For a more critical take, Ezra Klein writes:

Over the past week, Palin had begun looking like a character from Twin Peaks. Tonight, she looked like an up-and-coming Republican politician. It was an auspicious debut, the sort of address that would be judged a success if she were a newcomer keynoting the convention. She landed clean punches, temporarily silenced some of her critics, and retold John McCain’s story with a keen sense for the drama of his experience. But I expected more. As delivered, the speech was effective as theater but curiously hollow as an enduring campaign argument: It contained the seeds of a medal ceremony for McCain, and marked Palin as a politician to watch, but it said nothing about the presidency she hopes to be part of.

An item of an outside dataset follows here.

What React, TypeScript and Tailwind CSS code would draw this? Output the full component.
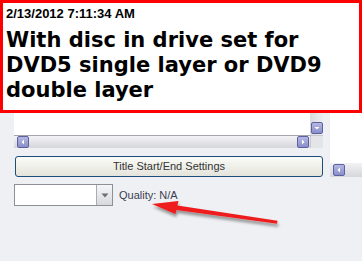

Ezra’s basic take is that Palin’s speech would have been more effective had it been more specific — I hesitate to say more substantive, as I don’t think the post-Clinton Democratic trope of a laundry list of micropolicies (clean-coal-powered American-made supercars, V-chips, etc.), is substantive, exactly — and I can see where he’s coming from. But as Chris Hayes writes, there is an enduring logic to “political cant”:

So the rhetorical trick that convention speechwriters try to pull off is to have just enough substance within a statement that it seems to carry some semantic force, but remains nearly impossible to disagree with. The result? cant. “Families that work hard and play by the rules” Cant. “We honor his service.” Cant. “The choice is clear.” Cant. “This election isn’t about the past it’s about the future.” Cant, cant, cant.

What did I think of the speech? Well, I thought it was dynamite, but I just instinctively like this woman and her family, so I’m hardly the harshest judge.